Start of Entries
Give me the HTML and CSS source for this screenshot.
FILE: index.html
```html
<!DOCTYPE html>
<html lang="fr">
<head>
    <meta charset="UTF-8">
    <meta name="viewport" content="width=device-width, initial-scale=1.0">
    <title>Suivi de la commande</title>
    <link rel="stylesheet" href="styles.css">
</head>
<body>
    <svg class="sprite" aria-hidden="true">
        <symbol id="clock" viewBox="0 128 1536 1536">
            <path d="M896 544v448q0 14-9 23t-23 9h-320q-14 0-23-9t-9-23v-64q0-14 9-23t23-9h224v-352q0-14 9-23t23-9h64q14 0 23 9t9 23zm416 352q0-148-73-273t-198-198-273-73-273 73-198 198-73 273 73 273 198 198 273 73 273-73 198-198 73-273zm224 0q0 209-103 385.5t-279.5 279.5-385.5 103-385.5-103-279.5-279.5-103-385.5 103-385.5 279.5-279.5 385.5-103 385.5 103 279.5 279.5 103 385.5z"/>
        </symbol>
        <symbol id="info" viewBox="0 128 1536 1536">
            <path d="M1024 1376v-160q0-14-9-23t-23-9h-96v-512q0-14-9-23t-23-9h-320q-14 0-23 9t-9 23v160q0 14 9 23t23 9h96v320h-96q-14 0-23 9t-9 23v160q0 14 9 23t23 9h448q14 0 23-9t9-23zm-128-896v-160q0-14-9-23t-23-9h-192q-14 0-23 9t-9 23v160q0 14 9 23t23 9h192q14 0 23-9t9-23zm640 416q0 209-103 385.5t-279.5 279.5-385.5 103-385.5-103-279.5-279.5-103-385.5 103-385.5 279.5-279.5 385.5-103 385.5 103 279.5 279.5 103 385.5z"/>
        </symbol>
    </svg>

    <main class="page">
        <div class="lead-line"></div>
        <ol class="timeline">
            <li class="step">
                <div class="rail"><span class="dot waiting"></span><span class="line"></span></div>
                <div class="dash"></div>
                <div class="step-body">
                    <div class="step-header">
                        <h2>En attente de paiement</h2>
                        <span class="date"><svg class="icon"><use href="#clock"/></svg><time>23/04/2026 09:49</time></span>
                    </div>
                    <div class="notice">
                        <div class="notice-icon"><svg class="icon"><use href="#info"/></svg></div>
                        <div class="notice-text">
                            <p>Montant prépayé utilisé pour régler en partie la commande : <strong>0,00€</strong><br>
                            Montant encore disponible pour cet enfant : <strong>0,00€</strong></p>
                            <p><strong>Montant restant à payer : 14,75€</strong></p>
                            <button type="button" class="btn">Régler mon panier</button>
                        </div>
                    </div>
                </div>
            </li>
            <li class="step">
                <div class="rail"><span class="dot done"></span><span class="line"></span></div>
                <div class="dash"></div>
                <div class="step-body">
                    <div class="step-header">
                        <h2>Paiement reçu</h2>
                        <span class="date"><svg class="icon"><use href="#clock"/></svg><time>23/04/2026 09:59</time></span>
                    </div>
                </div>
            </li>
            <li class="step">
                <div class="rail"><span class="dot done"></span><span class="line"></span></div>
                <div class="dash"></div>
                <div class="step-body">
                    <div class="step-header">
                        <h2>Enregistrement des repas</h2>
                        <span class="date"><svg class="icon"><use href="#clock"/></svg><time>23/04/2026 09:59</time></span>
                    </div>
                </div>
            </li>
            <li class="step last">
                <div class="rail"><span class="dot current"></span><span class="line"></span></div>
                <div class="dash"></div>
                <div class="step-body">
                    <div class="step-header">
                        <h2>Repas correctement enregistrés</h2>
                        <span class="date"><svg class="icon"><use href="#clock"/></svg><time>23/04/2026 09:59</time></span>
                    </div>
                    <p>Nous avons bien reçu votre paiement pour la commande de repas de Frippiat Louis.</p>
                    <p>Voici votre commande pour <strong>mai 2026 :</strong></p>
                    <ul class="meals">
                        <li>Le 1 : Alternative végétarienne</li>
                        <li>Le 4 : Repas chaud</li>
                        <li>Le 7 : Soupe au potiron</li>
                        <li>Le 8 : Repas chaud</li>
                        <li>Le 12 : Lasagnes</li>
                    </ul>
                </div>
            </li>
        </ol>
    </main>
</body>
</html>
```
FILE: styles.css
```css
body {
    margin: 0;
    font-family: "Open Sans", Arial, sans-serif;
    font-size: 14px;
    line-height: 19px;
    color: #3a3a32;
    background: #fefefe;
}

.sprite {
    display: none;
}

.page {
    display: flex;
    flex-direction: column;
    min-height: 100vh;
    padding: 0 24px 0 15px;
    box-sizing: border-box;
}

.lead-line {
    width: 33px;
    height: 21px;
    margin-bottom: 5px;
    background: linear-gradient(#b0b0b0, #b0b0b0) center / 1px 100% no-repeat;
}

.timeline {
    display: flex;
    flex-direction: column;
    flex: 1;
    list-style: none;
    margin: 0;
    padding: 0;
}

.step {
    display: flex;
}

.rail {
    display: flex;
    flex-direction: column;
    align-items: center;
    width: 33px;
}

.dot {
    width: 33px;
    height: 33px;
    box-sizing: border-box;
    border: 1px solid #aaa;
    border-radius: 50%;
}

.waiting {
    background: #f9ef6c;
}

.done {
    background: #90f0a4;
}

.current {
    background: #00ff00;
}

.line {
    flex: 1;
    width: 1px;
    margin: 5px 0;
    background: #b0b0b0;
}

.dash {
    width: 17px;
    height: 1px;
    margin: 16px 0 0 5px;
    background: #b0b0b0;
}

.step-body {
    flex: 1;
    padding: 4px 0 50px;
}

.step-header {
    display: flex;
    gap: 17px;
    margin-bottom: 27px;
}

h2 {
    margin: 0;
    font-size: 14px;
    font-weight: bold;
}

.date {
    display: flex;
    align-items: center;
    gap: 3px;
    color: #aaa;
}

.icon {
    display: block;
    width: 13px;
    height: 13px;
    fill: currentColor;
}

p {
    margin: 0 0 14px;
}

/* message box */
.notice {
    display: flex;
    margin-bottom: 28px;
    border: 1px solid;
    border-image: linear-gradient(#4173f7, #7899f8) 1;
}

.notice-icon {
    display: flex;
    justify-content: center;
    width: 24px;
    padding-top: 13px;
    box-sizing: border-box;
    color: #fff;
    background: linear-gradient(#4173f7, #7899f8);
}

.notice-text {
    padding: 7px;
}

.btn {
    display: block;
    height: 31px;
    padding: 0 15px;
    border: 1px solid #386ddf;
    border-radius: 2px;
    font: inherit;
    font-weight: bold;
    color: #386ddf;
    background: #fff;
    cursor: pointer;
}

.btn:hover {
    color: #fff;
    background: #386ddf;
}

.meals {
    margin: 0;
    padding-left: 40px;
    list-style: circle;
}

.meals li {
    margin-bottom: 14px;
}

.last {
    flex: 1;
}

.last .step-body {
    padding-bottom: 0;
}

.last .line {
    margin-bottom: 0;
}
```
End of Entries
Start of Entries
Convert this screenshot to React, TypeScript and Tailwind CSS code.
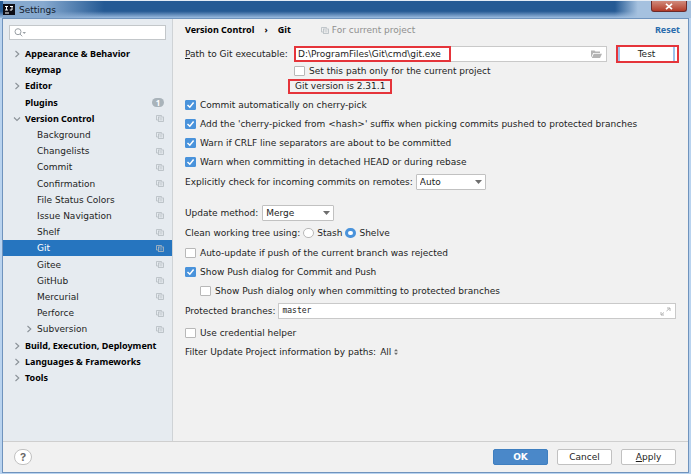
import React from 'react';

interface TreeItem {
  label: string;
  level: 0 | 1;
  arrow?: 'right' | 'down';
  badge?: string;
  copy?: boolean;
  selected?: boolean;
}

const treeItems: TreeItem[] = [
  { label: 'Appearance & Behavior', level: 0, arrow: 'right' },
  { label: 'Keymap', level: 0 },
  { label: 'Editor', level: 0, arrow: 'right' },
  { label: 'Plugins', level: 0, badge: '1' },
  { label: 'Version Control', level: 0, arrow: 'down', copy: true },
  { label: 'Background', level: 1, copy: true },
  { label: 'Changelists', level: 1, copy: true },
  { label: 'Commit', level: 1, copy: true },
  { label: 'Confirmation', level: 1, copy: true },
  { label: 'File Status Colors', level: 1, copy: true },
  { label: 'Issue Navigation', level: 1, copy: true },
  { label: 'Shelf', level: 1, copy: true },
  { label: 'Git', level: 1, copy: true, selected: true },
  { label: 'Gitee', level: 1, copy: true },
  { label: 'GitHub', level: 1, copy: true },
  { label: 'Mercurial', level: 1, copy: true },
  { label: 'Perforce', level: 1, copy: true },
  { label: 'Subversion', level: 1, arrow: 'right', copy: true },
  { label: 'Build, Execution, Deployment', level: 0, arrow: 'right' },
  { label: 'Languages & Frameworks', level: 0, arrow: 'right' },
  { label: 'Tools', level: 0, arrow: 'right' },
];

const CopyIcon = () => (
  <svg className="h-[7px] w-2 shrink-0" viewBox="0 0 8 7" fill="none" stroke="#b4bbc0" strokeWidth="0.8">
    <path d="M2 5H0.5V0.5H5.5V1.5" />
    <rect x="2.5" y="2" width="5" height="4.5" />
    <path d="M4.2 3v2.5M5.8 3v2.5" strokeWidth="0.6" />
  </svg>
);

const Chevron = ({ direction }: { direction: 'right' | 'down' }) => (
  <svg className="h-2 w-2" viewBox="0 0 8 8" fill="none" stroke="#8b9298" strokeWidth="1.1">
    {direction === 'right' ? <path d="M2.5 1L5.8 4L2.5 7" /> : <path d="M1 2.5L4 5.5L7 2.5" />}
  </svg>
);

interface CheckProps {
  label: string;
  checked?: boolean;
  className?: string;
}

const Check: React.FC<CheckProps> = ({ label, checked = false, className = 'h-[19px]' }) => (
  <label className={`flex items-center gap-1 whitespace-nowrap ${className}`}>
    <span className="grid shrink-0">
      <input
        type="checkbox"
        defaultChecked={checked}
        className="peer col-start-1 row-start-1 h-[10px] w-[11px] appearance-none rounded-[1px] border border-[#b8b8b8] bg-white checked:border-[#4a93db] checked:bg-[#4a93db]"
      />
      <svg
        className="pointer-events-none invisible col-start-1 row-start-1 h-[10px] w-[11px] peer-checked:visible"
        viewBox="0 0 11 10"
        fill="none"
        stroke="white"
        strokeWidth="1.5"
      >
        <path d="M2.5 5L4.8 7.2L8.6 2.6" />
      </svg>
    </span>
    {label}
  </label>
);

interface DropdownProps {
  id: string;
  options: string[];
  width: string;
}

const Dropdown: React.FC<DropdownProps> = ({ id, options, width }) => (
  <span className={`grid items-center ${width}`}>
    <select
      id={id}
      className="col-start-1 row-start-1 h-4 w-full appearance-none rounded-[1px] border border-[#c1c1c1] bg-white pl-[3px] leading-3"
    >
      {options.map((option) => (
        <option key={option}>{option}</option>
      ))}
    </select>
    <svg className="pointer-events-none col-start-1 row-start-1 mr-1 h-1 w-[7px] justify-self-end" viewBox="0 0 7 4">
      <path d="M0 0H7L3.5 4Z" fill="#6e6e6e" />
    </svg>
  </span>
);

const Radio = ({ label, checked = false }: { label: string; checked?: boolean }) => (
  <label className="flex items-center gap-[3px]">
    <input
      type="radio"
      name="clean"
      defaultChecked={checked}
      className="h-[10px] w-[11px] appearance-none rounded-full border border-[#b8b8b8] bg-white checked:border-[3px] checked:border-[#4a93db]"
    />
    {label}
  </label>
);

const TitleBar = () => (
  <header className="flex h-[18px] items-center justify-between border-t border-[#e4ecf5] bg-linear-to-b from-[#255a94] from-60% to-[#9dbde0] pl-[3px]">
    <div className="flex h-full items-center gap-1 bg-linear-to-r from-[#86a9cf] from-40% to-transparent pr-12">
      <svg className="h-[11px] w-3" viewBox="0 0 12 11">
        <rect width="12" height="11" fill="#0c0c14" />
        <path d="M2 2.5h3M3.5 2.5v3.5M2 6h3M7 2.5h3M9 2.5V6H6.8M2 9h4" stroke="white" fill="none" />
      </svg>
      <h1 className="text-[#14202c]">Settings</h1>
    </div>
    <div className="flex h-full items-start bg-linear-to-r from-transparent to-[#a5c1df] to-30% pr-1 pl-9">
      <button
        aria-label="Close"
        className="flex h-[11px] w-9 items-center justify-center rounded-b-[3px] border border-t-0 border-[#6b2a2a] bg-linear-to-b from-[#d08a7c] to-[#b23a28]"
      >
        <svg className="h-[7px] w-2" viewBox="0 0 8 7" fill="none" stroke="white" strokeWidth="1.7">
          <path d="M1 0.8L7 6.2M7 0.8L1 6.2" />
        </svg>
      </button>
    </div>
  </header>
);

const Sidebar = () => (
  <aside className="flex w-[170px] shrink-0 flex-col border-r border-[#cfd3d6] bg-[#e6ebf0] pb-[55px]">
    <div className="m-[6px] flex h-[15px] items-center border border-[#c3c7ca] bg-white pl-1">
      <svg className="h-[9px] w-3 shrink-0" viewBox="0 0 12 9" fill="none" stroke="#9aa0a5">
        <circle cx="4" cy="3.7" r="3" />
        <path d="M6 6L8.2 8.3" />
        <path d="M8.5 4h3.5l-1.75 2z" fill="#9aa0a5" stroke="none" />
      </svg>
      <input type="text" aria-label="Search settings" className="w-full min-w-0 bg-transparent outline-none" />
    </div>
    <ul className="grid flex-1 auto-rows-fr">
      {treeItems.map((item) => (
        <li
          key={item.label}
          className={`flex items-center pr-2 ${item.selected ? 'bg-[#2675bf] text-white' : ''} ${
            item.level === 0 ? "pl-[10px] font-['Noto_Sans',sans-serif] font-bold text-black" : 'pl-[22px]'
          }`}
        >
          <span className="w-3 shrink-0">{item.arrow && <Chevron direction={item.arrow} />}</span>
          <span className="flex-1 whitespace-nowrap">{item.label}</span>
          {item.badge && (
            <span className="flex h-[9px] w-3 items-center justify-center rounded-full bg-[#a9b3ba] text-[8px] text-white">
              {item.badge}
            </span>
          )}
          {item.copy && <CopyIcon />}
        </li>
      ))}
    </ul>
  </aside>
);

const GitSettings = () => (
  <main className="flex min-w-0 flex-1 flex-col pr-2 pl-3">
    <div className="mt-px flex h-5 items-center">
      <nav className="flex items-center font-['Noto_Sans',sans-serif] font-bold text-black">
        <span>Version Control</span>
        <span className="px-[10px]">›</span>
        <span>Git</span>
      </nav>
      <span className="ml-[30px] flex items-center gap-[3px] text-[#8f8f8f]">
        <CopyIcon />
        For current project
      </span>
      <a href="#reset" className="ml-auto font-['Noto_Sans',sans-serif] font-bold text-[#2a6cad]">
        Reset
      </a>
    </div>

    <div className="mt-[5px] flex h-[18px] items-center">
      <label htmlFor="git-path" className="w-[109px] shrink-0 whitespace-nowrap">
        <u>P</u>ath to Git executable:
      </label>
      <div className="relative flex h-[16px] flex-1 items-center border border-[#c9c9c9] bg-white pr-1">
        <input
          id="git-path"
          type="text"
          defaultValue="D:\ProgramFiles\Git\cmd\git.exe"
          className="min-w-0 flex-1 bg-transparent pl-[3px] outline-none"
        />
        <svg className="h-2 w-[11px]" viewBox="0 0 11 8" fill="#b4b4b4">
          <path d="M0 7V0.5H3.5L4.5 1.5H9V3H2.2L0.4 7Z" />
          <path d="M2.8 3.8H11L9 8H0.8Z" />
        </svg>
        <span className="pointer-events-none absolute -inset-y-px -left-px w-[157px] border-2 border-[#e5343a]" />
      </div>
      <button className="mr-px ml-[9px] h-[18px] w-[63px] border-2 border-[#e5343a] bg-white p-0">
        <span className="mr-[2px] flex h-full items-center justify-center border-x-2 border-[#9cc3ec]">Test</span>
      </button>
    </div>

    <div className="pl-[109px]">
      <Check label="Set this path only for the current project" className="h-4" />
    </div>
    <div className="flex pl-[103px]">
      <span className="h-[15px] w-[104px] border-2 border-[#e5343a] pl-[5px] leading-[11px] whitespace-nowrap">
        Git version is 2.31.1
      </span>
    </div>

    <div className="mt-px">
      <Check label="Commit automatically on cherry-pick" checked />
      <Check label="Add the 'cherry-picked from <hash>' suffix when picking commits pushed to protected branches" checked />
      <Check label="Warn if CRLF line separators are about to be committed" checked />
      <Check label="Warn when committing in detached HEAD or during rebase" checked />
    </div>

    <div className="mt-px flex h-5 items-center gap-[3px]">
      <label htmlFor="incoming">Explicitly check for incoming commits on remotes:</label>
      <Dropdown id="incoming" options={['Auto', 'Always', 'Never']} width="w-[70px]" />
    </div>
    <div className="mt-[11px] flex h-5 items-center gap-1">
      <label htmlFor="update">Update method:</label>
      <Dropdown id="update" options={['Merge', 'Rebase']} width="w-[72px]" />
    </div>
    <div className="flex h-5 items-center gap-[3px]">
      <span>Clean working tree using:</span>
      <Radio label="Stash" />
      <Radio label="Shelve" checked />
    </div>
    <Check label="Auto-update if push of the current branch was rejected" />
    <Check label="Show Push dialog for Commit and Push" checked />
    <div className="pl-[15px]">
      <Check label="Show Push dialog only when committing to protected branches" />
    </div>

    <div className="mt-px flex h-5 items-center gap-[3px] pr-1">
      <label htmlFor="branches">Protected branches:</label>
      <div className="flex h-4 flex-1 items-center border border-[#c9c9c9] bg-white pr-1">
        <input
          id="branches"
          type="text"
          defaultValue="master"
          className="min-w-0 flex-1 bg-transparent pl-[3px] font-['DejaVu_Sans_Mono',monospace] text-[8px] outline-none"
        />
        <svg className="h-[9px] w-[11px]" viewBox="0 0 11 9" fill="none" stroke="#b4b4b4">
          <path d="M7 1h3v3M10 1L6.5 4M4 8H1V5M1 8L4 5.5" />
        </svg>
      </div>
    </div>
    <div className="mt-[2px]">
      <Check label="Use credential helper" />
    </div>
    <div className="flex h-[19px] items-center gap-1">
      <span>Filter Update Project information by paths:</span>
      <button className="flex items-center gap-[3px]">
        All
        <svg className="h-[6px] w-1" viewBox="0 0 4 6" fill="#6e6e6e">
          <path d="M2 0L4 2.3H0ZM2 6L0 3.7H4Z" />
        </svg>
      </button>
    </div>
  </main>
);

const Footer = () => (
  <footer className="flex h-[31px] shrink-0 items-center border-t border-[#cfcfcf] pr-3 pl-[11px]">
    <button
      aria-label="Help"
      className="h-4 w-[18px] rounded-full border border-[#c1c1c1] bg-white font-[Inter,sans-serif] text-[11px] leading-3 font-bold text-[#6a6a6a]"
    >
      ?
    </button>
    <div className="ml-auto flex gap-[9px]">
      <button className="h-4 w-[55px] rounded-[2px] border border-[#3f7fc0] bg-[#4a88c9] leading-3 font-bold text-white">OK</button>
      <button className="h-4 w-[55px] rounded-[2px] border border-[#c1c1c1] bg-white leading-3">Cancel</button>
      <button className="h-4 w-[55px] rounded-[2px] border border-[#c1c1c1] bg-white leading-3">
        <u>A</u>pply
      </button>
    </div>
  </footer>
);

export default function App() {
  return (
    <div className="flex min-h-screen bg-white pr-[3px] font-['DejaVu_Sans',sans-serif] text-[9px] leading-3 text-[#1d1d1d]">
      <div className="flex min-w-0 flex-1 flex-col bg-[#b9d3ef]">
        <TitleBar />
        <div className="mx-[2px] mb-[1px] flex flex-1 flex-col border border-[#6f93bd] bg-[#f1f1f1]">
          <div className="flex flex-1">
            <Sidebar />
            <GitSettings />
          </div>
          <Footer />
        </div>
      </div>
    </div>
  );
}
End of Entries
Instruction →
Copy each line of the data that contains the word "React".

Exercise response →
Convert this screenshot to React, TypeScript and Tailwind CSS code.
import React from 'react';
const Check: React.FC<CheckProps> = ({ label, checked = false, className = 'h-[19px]' }) => (
const Dropdown: React.FC<DropdownProps> = ({ id, options, width }) => (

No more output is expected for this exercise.